才能は豊か。幼いころから好きなピアノで作曲し、キノコ研究に没頭し、マンガを上手に描いた。映像作り、プログラミングと興味は広がり、パソコンで制作したアニメに自作曲までつけた。「マンガは同級生が回し読みしてたし、自分のアニメ作品を家で紹介しようとしたら、同級生が30人くらい来ちゃった」という。仲良しというより「ちょっと変わった子」。そんな扱いだった。

ROCKETは月1回程度、地方の現場リサーチや、ある分野のトップランナーによる講演など、様々な企画を用意している。山下さんは、こうした機会を通して初めて同世代の友達ができたと感じた。「学校だと、ほかのみんなができていることに合わせなきゃと焦っていた。ここには自分みたいな人がたくさんいる。これでいいんだと思えるようになった」

いま最も力を入れているのがドラマ制作。脚本から撮影、劇伴音楽、演出、衣装、ロケ場所の選定や交渉まですべてこなす。ROCKETの仲間が手伝い、出演してくれる。作品は自分のホームページで公開する予定だ。こうしたスキルを生かし、すでに映像制作やウェブ制作の仕事も始めている。

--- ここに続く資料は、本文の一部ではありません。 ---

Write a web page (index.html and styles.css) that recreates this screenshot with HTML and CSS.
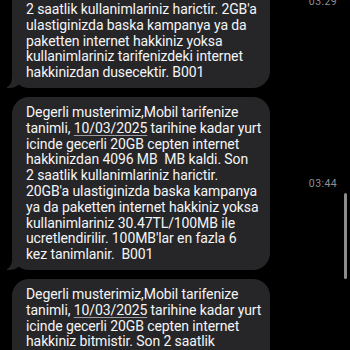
FILE: index.html
```html
<!DOCTYPE html>
<html lang="tr">
<head>
    <meta charset="UTF-8">
    <meta name="viewport" content="width=device-width, initial-scale=1.0">
    <title>Mesajlar</title>
    <link rel="stylesheet" href="styles.css">
</head>
<body>
    <div class="thread">
        <div class="row">
            <div class="bubble">
                Degerli musterimiz,Mobil tarifenize<br>
                tanimli, <span class="date">10/03/2025</span> tarihine kadar yurt<br>
                icinde gecerli 2GB cepten internet<br>
                hakkinizdan 1024 MB&nbsp; MB kaldi.<br>
                Son<br>
                2 saatlik kullanimlariniz harictir. 2GB'a<br>
                ulastiginizda baska kampanya ya da<br>
                paketten internet hakkiniz yoksa<br>
                kullanimlariniz tarifenizdeki internet<br>
                hakkinizdan dusecektir. B001
            </div>
            <div class="time">03:29</div>
        </div>

        <div class="row">
            <div class="bubble">
                Degerli musterimiz,Mobil tarifenize<br>
                tanimli, <span class="date">10/03/2025</span> tarihine kadar yurt<br>
                icinde gecerli 20GB cepten internet<br>
                hakkinizdan 4096 MB&nbsp; MB kaldi. Son<br>
                2 saatlik kullanimlariniz harictir.<br>
                20GB'a ulastiginizda baska kampanya<br>
                ya da paketten internet hakkiniz yoksa<br>
                kullanimlariniz 30.47TL/100MB ile<br>
                ucretlendirilir. 100MB'lar en fazla 6<br>
                kez tanimlanir.&nbsp; B001
            </div>
            <div class="time">03:44</div>
        </div>

        <div class="row">
            <div class="bubble">
                Degerli musterimiz,Mobil tarifenize<br>
                tanimli, <span class="date">10/03/2025</span> tarihine kadar yurt<br>
                icinde gecerli 20GB cepten internet<br>
                hakkiniz bitmistir. Son 2 saatlik<br>
                kullanimlariniz harictir. 20GB'a<br>
                ulastiginizda baska kampanya ya da<br>
                paketten internet hakkiniz yoksa<br>
                kullanimlariniz 30.47TL/100MB ile<br>
                ucretlendirilir.&nbsp; B001
            </div>
            <div class="time">04:12</div>
        </div>
    </div>

    <div class="scrollbar"></div>
</body>
</html>
```

FILE: styles.css
```css
body {
    margin: 0;
    background-color: #000000;
    font-family: Roboto, "Liberation Sans", sans-serif;
    overflow: hidden;
    height: 350px;
}

.thread {
    display: flex;
    flex-direction: column;
    gap: 9px;
    margin-top: -85px;
}

.row {
    display: flex;
    align-items: center;
}

.bubble {
    position: relative;
    flex: none;
    width: 258px;
    box-sizing: border-box;
    margin-left: 12px;
    padding: 8px 0 7px 14px;
    background-color: #262628;
    border-radius: 17px;
    color: #f5f5f7;
    font-size: 14px;
    letter-spacing: -0.1px;
    line-height: 15.8px;
    white-space: nowrap;
}

/* little tail at bottom-left */
.bubble::before {
    content: "";
    position: absolute;
    left: -5px;
    bottom: 0;
    width: 16px;
    height: 14px;
    background-color: #262628;
    border-bottom-right-radius: 14px 12px;
}

.bubble::after {
    content: "";
    position: absolute;
    left: -9px;
    bottom: 0;
    width: 9px;
    height: 14px;
    background-color: #000000;
    border-bottom-right-radius: 8px 10px;
}

.date {
    text-decoration: underline;
    text-decoration-color: #9a9a9e;
    text-underline-offset: 2px;
}

.time {
    flex: 1;
    text-align: right;
    padding-right: 13px;
    color: #8e8e93;
    font-size: 10.5px;
    letter-spacing: 0.4px;
}

.scrollbar {
    position: absolute;
    left: 344px;
    top: 193px;
    width: 3px;
    height: 86px;
    border-radius: 2px;
    background-color: #8c8c8f;
}
```
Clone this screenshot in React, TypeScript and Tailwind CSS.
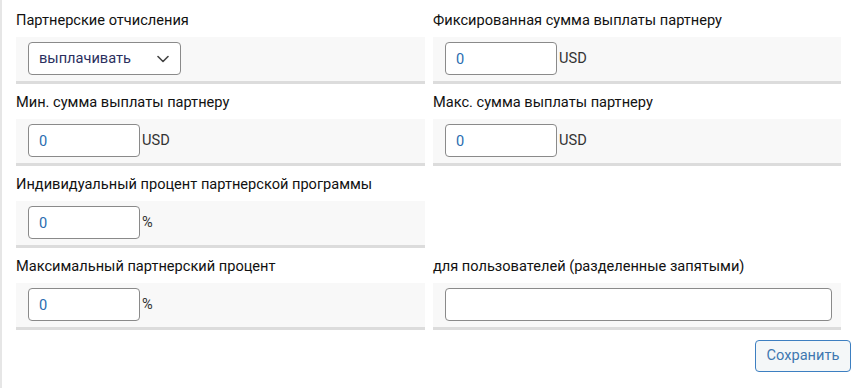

19年春から通信制のN高校に在籍しているが、なかなかカリキュラム通りに学習が進んでいないと明かす。そしてひと言つけ加えた。「高校に普通に行っている子たちに、今でもすごい憧れがあるんです」

ROCKETプロジェクトリーダーの福本理恵さん(東大先端研特任助教)は話す。「居場所は大切。でも、そこが『いつまでも出て行かなくていい場所』になってはだめなんです」。自分が認めてもらえる場所、必要とされる場所をまずみつけ、自分が果たせる役割を知り、社会とつながっていく。ROCKETはそんな場でありたいと福本さんは願っている。